Working from the top of the listing below, retype each line through the line containing "const sundays = [5, 12, 19]", both included, with no pictures.

————————

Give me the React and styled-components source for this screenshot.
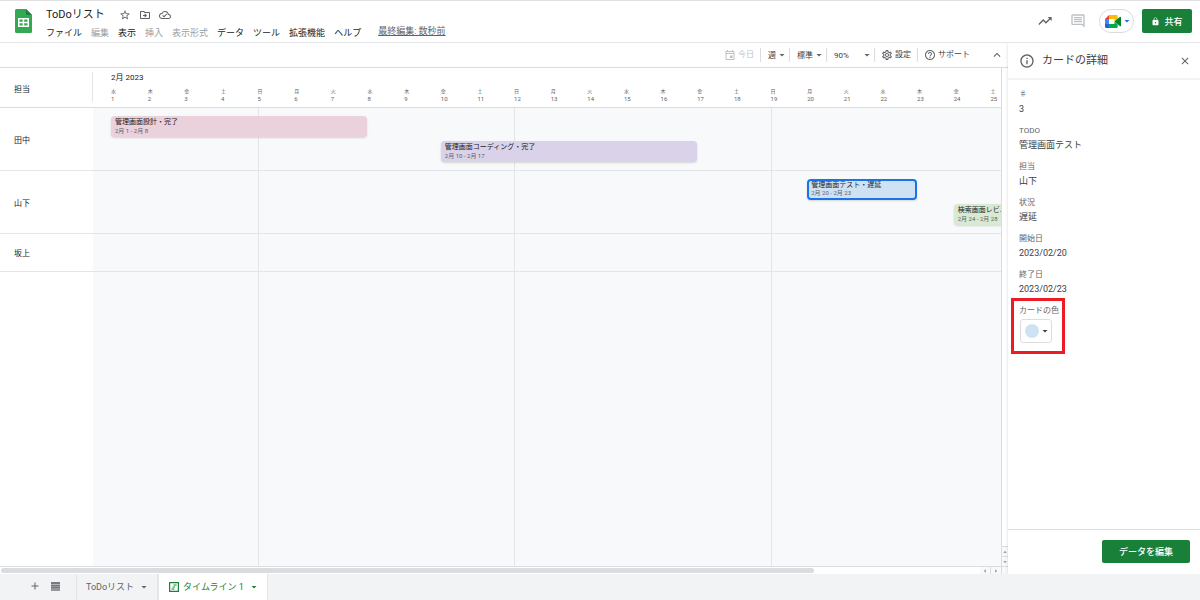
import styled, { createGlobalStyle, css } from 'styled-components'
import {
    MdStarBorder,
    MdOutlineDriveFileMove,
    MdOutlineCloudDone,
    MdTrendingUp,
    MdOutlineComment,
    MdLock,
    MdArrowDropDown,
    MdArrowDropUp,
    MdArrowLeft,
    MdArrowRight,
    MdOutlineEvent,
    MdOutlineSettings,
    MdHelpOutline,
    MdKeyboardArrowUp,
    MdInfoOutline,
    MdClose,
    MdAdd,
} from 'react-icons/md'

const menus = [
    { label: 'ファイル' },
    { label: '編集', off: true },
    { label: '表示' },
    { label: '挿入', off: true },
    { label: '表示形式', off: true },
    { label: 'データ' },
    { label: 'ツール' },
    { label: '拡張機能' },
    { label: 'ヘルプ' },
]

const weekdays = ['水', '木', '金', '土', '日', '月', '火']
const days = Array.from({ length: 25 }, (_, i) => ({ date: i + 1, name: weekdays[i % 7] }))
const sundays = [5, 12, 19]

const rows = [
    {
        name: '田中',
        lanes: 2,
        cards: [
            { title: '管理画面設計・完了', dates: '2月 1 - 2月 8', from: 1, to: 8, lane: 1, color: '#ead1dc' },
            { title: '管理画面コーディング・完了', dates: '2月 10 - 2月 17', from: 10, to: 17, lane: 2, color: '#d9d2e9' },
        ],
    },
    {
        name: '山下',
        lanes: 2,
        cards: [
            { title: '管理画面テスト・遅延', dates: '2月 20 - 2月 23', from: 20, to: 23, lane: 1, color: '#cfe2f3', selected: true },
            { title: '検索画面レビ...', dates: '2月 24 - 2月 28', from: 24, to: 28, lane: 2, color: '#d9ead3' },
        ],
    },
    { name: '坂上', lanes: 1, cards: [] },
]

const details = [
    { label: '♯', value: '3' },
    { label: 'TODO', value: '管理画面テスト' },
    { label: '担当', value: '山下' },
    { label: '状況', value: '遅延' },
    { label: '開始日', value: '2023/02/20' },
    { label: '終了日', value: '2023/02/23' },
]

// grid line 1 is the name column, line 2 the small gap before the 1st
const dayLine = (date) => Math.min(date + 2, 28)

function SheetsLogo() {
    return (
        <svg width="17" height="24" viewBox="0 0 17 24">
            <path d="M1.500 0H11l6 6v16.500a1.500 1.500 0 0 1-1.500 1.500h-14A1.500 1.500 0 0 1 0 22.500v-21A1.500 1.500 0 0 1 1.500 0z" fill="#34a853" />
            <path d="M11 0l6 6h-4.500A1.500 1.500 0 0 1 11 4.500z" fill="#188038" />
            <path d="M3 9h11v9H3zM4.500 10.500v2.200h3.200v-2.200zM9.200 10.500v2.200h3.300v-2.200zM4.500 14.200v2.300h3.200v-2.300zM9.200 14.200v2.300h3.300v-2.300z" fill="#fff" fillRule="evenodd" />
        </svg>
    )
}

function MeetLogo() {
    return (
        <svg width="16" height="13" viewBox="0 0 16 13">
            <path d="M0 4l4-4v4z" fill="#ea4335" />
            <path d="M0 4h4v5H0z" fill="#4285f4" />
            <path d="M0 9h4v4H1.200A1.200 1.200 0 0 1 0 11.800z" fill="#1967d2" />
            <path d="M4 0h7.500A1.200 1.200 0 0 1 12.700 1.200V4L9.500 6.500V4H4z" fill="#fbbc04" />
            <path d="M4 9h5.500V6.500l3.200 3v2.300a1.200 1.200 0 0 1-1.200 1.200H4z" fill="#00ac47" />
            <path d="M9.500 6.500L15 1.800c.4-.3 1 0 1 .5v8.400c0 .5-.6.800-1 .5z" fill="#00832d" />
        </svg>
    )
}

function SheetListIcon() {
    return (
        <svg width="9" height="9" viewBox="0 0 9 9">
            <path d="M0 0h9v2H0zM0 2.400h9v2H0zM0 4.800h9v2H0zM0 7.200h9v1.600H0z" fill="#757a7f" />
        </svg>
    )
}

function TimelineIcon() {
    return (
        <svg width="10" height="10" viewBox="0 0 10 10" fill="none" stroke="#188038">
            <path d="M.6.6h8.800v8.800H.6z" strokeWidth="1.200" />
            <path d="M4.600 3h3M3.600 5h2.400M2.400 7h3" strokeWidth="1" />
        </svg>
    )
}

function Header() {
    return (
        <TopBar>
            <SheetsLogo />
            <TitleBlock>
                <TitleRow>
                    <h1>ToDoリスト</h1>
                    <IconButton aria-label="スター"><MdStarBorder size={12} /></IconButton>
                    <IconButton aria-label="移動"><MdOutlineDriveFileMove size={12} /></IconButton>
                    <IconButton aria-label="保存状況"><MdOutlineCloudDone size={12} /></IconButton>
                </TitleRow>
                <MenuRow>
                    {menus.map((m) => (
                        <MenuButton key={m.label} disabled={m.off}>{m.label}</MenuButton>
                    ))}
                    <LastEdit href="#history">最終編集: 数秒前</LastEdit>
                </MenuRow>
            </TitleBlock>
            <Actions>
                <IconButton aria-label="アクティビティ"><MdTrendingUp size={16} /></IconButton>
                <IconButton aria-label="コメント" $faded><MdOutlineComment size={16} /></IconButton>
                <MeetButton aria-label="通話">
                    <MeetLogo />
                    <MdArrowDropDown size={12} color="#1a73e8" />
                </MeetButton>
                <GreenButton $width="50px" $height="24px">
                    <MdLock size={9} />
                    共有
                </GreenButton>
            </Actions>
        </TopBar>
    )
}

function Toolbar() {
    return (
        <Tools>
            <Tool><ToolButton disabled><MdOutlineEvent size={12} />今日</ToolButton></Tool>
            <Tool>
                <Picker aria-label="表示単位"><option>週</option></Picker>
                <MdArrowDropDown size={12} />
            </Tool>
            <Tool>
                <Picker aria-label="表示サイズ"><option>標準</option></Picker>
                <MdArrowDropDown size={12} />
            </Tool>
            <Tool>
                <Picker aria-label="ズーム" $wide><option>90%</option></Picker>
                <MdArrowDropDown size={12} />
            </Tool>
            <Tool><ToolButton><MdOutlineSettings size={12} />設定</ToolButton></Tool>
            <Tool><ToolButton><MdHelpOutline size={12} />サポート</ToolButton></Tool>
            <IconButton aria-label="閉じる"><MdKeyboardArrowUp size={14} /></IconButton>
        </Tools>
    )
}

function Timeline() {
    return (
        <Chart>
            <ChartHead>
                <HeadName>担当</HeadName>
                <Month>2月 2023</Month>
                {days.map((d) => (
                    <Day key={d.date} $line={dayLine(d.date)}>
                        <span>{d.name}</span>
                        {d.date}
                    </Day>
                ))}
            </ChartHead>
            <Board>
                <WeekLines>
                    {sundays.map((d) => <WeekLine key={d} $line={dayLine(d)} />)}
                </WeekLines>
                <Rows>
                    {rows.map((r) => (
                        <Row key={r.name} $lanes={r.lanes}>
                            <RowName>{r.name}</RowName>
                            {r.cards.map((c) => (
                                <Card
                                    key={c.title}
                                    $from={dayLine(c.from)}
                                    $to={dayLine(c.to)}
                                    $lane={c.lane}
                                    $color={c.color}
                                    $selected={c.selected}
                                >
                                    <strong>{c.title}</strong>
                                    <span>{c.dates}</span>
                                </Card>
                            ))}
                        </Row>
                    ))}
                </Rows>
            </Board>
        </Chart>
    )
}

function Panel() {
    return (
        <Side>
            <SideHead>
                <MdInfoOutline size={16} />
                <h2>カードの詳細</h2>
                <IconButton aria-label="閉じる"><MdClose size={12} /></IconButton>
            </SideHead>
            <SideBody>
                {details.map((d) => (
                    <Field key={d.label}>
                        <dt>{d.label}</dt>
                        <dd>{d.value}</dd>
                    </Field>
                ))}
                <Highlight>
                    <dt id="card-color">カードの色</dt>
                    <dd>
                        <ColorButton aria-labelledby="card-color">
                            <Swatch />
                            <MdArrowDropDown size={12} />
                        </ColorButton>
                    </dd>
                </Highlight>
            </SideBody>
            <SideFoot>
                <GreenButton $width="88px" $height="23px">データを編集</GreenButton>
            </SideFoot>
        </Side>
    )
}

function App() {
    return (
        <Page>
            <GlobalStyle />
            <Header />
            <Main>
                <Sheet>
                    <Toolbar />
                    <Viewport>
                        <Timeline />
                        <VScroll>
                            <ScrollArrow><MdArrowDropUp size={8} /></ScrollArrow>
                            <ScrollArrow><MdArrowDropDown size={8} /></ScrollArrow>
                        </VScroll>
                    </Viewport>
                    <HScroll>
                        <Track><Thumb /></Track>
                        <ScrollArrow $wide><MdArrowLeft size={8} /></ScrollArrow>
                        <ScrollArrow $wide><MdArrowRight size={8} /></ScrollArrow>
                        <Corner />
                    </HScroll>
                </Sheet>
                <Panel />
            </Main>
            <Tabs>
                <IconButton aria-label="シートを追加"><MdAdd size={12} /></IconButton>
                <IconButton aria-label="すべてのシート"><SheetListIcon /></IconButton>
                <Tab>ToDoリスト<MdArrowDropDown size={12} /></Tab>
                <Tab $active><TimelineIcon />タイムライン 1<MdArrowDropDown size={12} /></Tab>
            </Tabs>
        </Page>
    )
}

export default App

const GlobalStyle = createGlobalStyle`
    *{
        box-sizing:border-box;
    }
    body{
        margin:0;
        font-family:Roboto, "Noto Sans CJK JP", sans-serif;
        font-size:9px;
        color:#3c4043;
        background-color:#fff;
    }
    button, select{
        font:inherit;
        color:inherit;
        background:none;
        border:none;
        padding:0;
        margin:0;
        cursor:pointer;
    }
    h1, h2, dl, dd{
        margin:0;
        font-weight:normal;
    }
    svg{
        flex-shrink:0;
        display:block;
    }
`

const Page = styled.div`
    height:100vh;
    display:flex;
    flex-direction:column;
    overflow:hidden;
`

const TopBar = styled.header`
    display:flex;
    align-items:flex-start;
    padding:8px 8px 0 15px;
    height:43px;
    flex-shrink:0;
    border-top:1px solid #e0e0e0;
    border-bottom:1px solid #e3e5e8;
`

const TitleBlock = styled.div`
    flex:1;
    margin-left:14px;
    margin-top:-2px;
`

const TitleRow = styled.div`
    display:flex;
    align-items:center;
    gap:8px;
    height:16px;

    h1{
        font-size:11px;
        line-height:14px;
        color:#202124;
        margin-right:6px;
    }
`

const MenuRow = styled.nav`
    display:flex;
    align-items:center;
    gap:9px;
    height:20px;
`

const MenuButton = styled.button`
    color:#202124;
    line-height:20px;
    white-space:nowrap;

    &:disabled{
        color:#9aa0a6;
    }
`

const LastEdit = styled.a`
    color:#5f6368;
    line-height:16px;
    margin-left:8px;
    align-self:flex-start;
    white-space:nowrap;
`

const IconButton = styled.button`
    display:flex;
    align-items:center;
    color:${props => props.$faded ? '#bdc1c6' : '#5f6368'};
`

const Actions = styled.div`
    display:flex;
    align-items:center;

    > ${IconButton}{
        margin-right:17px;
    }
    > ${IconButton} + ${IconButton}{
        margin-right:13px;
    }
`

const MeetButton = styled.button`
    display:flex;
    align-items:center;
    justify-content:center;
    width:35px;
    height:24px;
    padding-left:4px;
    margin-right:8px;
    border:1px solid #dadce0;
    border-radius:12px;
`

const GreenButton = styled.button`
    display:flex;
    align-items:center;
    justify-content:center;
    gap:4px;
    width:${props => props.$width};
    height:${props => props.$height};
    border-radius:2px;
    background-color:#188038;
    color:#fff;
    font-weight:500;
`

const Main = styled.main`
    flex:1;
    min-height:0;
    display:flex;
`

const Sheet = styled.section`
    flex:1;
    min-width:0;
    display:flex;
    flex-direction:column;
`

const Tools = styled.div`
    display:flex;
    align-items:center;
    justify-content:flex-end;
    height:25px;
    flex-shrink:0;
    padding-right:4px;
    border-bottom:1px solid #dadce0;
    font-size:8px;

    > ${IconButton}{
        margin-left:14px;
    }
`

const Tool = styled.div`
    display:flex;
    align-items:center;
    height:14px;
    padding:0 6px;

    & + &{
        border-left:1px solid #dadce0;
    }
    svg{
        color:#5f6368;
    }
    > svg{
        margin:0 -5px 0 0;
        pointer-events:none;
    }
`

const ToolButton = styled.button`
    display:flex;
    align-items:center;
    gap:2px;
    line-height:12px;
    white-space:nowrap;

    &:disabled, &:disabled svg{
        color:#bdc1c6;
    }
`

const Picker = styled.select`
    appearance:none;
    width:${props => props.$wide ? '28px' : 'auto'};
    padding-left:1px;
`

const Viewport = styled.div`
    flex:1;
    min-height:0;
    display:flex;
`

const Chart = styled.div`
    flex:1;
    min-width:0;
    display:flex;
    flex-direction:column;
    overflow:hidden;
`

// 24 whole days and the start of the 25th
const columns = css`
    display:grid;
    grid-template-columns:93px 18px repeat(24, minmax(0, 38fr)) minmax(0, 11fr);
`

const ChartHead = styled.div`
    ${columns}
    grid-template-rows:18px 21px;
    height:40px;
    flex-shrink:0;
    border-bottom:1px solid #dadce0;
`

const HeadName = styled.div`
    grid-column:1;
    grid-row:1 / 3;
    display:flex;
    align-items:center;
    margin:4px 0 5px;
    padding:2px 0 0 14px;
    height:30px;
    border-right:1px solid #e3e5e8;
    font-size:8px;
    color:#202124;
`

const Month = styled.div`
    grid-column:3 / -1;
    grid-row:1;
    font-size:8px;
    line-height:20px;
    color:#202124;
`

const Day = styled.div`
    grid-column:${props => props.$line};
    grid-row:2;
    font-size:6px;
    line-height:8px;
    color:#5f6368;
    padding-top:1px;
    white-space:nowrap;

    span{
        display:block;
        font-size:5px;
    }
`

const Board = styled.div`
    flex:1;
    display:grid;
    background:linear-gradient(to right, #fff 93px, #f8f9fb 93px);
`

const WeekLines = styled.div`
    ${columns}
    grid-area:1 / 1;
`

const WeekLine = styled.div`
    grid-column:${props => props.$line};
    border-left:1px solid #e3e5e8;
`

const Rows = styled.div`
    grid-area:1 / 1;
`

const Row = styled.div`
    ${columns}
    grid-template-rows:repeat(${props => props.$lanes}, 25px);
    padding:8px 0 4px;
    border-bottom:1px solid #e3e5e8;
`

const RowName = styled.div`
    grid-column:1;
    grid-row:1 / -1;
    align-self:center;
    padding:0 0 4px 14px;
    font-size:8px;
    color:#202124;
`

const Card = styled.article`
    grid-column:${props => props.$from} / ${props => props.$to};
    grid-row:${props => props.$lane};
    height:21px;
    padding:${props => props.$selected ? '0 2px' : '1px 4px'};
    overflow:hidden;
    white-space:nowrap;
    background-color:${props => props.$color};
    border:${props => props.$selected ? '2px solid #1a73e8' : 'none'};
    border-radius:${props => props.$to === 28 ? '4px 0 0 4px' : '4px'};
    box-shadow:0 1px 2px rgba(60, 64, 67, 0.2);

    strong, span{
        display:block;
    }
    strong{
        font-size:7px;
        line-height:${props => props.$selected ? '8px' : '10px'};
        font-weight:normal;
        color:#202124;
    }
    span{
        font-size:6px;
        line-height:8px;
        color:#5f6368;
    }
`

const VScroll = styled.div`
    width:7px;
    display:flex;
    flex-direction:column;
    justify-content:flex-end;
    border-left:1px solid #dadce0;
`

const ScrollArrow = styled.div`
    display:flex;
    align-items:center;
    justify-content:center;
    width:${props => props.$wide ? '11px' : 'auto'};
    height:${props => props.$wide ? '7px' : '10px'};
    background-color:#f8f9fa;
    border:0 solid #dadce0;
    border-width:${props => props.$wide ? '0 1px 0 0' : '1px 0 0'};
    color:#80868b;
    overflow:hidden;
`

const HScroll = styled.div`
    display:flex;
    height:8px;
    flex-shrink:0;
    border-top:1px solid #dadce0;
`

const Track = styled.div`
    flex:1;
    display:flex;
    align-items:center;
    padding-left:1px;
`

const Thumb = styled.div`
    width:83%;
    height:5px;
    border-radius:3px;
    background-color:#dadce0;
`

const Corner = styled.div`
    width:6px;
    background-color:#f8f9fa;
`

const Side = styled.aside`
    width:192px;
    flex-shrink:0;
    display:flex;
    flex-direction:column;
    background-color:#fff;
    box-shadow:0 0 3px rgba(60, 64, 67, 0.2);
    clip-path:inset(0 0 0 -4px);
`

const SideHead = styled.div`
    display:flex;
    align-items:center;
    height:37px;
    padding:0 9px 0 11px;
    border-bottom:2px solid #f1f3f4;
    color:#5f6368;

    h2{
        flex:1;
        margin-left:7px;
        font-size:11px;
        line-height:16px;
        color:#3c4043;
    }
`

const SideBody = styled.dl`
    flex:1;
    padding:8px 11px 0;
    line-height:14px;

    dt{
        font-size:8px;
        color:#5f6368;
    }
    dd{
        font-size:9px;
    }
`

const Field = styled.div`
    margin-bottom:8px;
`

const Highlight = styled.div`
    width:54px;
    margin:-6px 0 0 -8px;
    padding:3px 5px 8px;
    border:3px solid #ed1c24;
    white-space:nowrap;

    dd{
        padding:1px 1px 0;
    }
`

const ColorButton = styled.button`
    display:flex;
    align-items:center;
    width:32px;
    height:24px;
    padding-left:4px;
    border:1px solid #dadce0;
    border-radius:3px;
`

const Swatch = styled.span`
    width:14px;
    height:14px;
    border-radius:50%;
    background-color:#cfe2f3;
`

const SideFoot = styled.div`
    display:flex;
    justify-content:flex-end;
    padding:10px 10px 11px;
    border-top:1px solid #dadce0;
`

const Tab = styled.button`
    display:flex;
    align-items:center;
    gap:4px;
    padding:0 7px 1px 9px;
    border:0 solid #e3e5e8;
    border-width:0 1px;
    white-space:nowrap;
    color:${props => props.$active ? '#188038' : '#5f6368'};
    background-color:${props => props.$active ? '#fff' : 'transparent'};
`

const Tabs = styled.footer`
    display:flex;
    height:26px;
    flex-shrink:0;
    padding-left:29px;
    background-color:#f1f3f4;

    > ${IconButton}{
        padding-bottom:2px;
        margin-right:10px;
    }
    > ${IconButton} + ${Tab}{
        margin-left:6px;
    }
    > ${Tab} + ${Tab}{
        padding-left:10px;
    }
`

————————

*WRITTEN ANSWER:*
Give me the React and styled-components source for this screenshot.
import styled, { createGlobalStyle, css } from 'styled-components'
import {
    MdStarBorder,
    MdOutlineDriveFileMove,
    MdOutlineCloudDone,
    MdTrendingUp,
    MdOutlineComment,
    MdLock,
    MdArrowDropDown,
    MdArrowDropUp,
    MdArrowLeft,
    MdArrowRight,
    MdOutlineEvent,
    MdOutlineSettings,
    MdHelpOutline,
    MdKeyboardArrowUp,
    MdInfoOutline,
    MdClose,
    MdAdd,
} from 'react-icons/md'

const menus = [
    { label: 'ファイル' },
    { label: '編集', off: true },
    { label: '表示' },
    { label: '挿入', off: true },
    { label: '表示形式', off: true },
    { label: 'データ' },
    { label: 'ツール' },
    { label: '拡張機能' },
    { label: 'ヘルプ' },
]

const weekdays = ['水', '木', '金', '土', '日', '月', '火']
const days = Array.from({ length: 25 }, (_, i) => ({ date: i + 1, name: weekdays[i % 7] }))
const sundays = [5, 12, 19]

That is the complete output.